Task goal = Omit the pictures and return every entry exactly as written.

Material shown =
========

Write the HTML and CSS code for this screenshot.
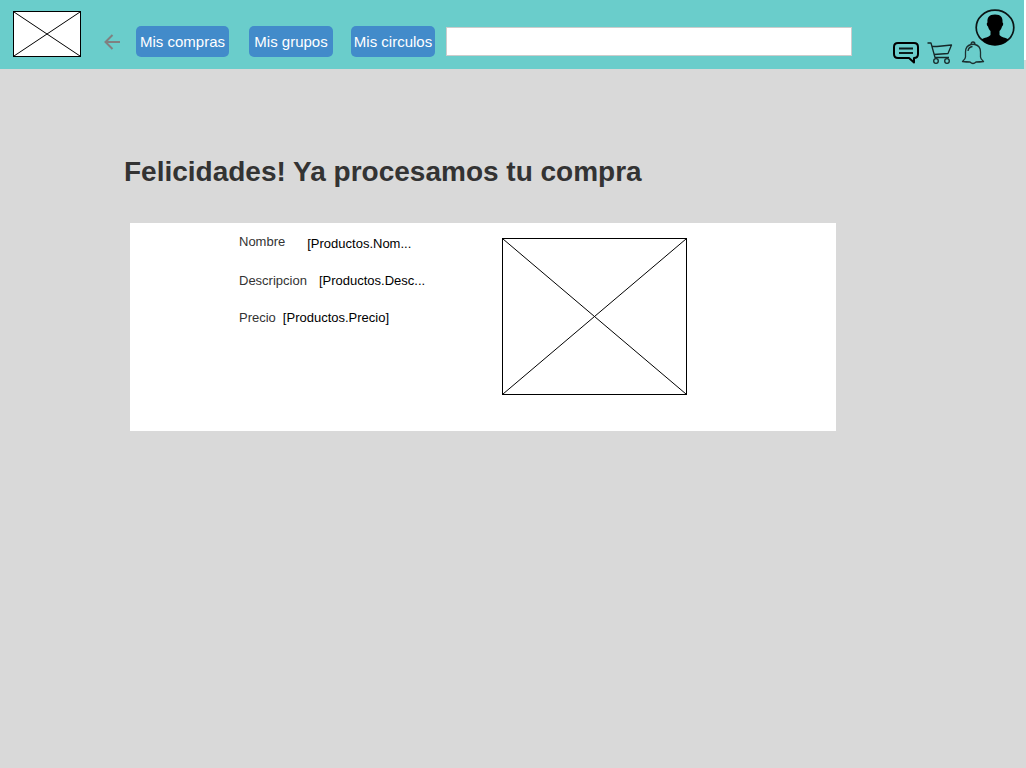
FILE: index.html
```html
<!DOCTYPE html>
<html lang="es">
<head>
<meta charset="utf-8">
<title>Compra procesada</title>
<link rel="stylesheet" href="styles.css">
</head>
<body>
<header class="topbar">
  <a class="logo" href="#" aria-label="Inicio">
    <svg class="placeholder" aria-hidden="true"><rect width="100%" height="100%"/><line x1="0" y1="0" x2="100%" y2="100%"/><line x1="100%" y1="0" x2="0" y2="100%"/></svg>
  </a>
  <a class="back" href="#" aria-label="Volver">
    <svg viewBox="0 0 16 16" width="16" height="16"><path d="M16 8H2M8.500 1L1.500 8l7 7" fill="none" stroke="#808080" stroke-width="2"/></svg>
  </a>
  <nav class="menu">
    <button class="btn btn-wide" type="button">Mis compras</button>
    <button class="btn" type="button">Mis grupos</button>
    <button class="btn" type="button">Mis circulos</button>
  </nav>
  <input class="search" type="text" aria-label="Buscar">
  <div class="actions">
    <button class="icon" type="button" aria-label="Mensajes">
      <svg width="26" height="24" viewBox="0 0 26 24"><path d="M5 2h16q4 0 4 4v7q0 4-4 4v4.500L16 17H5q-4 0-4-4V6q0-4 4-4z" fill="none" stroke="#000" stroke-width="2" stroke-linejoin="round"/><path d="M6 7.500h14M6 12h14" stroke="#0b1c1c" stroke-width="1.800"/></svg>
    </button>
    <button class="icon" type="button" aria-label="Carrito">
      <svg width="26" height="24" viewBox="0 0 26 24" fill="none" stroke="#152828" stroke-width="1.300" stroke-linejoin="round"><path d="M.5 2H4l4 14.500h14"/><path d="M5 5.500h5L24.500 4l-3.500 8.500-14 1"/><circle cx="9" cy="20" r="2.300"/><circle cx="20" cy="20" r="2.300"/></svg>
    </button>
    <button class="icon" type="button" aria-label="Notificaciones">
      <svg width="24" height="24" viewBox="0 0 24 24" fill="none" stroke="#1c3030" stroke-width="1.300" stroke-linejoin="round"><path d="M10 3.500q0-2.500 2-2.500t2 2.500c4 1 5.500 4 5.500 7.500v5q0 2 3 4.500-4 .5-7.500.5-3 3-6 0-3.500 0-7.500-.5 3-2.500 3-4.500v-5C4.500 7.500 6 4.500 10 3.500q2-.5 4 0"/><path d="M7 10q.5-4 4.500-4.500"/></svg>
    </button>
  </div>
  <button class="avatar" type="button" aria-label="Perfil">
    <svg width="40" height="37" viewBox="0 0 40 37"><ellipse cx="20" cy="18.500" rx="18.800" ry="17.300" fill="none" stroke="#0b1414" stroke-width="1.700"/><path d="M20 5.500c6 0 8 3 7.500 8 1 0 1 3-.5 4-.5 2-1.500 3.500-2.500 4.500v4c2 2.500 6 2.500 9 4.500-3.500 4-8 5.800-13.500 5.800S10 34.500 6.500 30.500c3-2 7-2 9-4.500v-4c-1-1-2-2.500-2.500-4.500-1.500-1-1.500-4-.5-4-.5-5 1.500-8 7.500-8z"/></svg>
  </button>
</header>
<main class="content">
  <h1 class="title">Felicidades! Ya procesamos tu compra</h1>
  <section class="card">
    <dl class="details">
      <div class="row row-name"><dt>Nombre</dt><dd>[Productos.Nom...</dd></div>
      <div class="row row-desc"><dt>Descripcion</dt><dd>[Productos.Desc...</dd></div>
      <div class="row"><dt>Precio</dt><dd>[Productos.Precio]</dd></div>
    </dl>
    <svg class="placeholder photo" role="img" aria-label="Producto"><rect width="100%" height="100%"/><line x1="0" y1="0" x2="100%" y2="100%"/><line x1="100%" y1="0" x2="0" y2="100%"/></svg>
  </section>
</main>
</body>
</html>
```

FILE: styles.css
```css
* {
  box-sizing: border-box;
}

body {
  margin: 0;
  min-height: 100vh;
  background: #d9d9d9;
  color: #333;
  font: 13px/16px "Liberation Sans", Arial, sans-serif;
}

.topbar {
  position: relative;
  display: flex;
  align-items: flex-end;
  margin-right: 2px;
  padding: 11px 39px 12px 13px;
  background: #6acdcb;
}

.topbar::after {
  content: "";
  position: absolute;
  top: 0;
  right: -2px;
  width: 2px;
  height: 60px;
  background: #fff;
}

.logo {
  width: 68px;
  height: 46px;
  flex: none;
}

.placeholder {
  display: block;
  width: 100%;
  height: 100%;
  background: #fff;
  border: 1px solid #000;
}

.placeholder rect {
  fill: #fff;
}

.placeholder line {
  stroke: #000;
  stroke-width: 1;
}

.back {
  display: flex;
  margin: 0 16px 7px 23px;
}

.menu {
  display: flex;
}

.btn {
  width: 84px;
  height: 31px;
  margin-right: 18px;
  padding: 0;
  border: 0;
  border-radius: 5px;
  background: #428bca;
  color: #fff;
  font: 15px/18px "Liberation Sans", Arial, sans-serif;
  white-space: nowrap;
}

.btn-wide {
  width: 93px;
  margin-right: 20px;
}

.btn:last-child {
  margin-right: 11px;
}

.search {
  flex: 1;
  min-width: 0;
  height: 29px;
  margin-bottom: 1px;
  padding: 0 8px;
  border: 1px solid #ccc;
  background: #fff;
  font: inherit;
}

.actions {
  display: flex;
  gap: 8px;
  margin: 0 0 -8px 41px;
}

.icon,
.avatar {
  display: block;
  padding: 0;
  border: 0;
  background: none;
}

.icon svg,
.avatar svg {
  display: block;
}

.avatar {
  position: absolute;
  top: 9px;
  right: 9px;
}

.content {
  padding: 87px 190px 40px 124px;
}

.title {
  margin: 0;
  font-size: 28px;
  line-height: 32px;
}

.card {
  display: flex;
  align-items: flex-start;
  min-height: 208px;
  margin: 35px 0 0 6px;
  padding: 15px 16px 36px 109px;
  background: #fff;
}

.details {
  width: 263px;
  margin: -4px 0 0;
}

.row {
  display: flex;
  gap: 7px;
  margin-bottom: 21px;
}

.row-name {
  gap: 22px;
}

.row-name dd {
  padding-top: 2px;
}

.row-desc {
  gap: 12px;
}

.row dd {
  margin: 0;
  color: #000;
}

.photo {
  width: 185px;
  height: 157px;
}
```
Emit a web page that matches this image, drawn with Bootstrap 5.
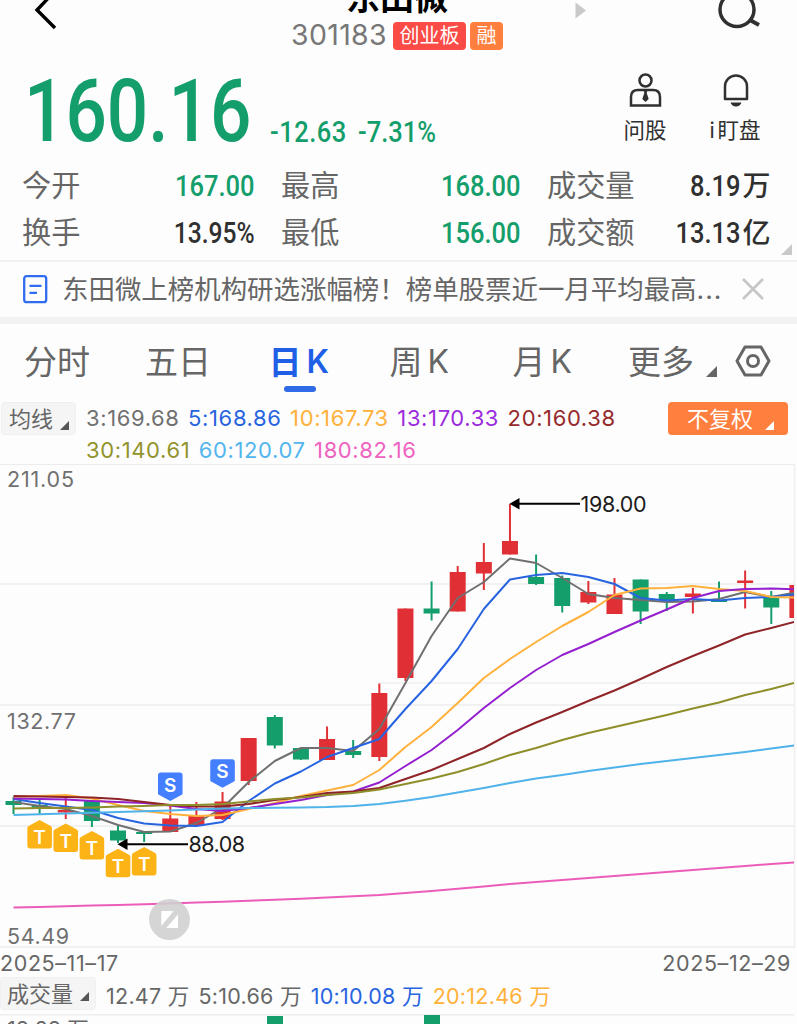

========

Exercise output =
Write the HTML and CSS code for this screenshot.
FILE: index.html
```html
<!DOCTYPE html>
<html lang="es">
<head>
<meta charset="utf-8">
<title>Compra procesada</title>
<link rel="stylesheet" href="styles.css">
</head>
<body>
<header class="topbar">
  <a class="logo" href="#" aria-label="Inicio">
    <svg class="placeholder" aria-hidden="true"><rect width="100%" height="100%"/><line x1="0" y1="0" x2="100%" y2="100%"/><line x1="100%" y1="0" x2="0" y2="100%"/></svg>
  </a>
  <a class="back" href="#" aria-label="Volver">
    <svg viewBox="0 0 16 16" width="16" height="16"><path d="M16 8H2M8.500 1L1.500 8l7 7" fill="none" stroke="#808080" stroke-width="2"/></svg>
  </a>
  <nav class="menu">
    <button class="btn btn-wide" type="button">Mis compras</button>
    <button class="btn" type="button">Mis grupos</button>
    <button class="btn" type="button">Mis circulos</button>
  </nav>
  <input class="search" type="text" aria-label="Buscar">
  <div class="actions">
    <button class="icon" type="button" aria-label="Mensajes">
      <svg width="26" height="24" viewBox="0 0 26 24"><path d="M5 2h16q4 0 4 4v7q0 4-4 4v4.500L16 17H5q-4 0-4-4V6q0-4 4-4z" fill="none" stroke="#000" stroke-width="2" stroke-linejoin="round"/><path d="M6 7.500h14M6 12h14" stroke="#0b1c1c" stroke-width="1.800"/></svg>
    </button>
    <button class="icon" type="button" aria-label="Carrito">
      <svg width="26" height="24" viewBox="0 0 26 24" fill="none" stroke="#152828" stroke-width="1.300" stroke-linejoin="round"><path d="M.5 2H4l4 14.500h14"/><path d="M5 5.500h5L24.500 4l-3.500 8.500-14 1"/><circle cx="9" cy="20" r="2.300"/><circle cx="20" cy="20" r="2.300"/></svg>
    </button>
    <button class="icon" type="button" aria-label="Notificaciones">
      <svg width="24" height="24" viewBox="0 0 24 24" fill="none" stroke="#1c3030" stroke-width="1.300" stroke-linejoin="round"><path d="M10 3.500q0-2.500 2-2.500t2 2.500c4 1 5.500 4 5.500 7.500v5q0 2 3 4.500-4 .5-7.500.5-3 3-6 0-3.500 0-7.500-.5 3-2.500 3-4.500v-5C4.500 7.500 6 4.500 10 3.500q2-.5 4 0"/><path d="M7 10q.5-4 4.500-4.500"/></svg>
    </button>
  </div>
  <button class="avatar" type="button" aria-label="Perfil">
    <svg width="40" height="37" viewBox="0 0 40 37"><ellipse cx="20" cy="18.500" rx="18.800" ry="17.300" fill="none" stroke="#0b1414" stroke-width="1.700"/><path d="M20 5.500c6 0 8 3 7.500 8 1 0 1 3-.5 4-.5 2-1.500 3.500-2.500 4.500v4c2 2.500 6 2.500 9 4.500-3.500 4-8 5.800-13.500 5.800S10 34.500 6.500 30.500c3-2 7-2 9-4.500v-4c-1-1-2-2.500-2.500-4.500-1.500-1-1.500-4-.5-4-.5-5 1.500-8 7.500-8z"/></svg>
  </button>
</header>
<main class="content">
  <h1 class="title">Felicidades! Ya procesamos tu compra</h1>
  <section class="card">
    <dl class="details">
      <div class="row row-name"><dt>Nombre</dt><dd>[Productos.Nom...</dd></div>
      <div class="row row-desc"><dt>Descripcion</dt><dd>[Productos.Desc...</dd></div>
      <div class="row"><dt>Precio</dt><dd>[Productos.Precio]</dd></div>
    </dl>
    <svg class="placeholder photo" role="img" aria-label="Producto"><rect width="100%" height="100%"/><line x1="0" y1="0" x2="100%" y2="100%"/><line x1="100%" y1="0" x2="0" y2="100%"/></svg>
  </section>
</main>
</body>
</html>
```

FILE: styles.css
```css
* {
  box-sizing: border-box;
}

body {
  margin: 0;
  min-height: 100vh;
  background: #d9d9d9;
  color: #333;
  font: 13px/16px "Liberation Sans", Arial, sans-serif;
}

.topbar {
  position: relative;
  display: flex;
  align-items: flex-end;
  margin-right: 2px;
  padding: 11px 39px 12px 13px;
  background: #6acdcb;
}

.topbar::after {
  content: "";
  position: absolute;
  top: 0;
  right: -2px;
  width: 2px;
  height: 60px;
  background: #fff;
}

.logo {
  width: 68px;
  height: 46px;
  flex: none;
}

.placeholder {
  display: block;
  width: 100%;
  height: 100%;
  background: #fff;
  border: 1px solid #000;
}

.placeholder rect {
  fill: #fff;
}

.placeholder line {
  stroke: #000;
  stroke-width: 1;
}

.back {
  display: flex;
  margin: 0 16px 7px 23px;
}

.menu {
  display: flex;
}

.btn {
  width: 84px;
  height: 31px;
  margin-right: 18px;
  padding: 0;
  border: 0;
  border-radius: 5px;
  background: #428bca;
  color: #fff;
  font: 15px/18px "Liberation Sans", Arial, sans-serif;
  white-space: nowrap;
}

.btn-wide {
  width: 93px;
  margin-right: 20px;
}

.btn:last-child {
  margin-right: 11px;
}

.search {
  flex: 1;
  min-width: 0;
  height: 29px;
  margin-bottom: 1px;
  padding: 0 8px;
  border: 1px solid #ccc;
  background: #fff;
  font: inherit;
}

.actions {
  display: flex;
  gap: 8px;
  margin: 0 0 -8px 41px;
}

.icon,
.avatar {
  display: block;
  padding: 0;
  border: 0;
  background: none;
}

.icon svg,
.avatar svg {
  display: block;
}

.avatar {
  position: absolute;
  top: 9px;
  right: 9px;
}

.content {
  padding: 87px 190px 40px 124px;
}

.title {
  margin: 0;
  font-size: 28px;
  line-height: 32px;
}

.card {
  display: flex;
  align-items: flex-start;
  min-height: 208px;
  margin: 35px 0 0 6px;
  padding: 15px 16px 36px 109px;
  background: #fff;
}

.details {
  width: 263px;
  margin: -4px 0 0;
}

.row {
  display: flex;
  gap: 7px;
  margin-bottom: 21px;
}

.row-name {
  gap: 22px;
}

.row-name dd {
  padding-top: 2px;
}

.row-desc {
  gap: 12px;
}

.row dd {
  margin: 0;
  color: #000;
}

.photo {
  width: 185px;
  height: 157px;
}
```
Emit a web page that matches this image, drawn with Bootstrap 5.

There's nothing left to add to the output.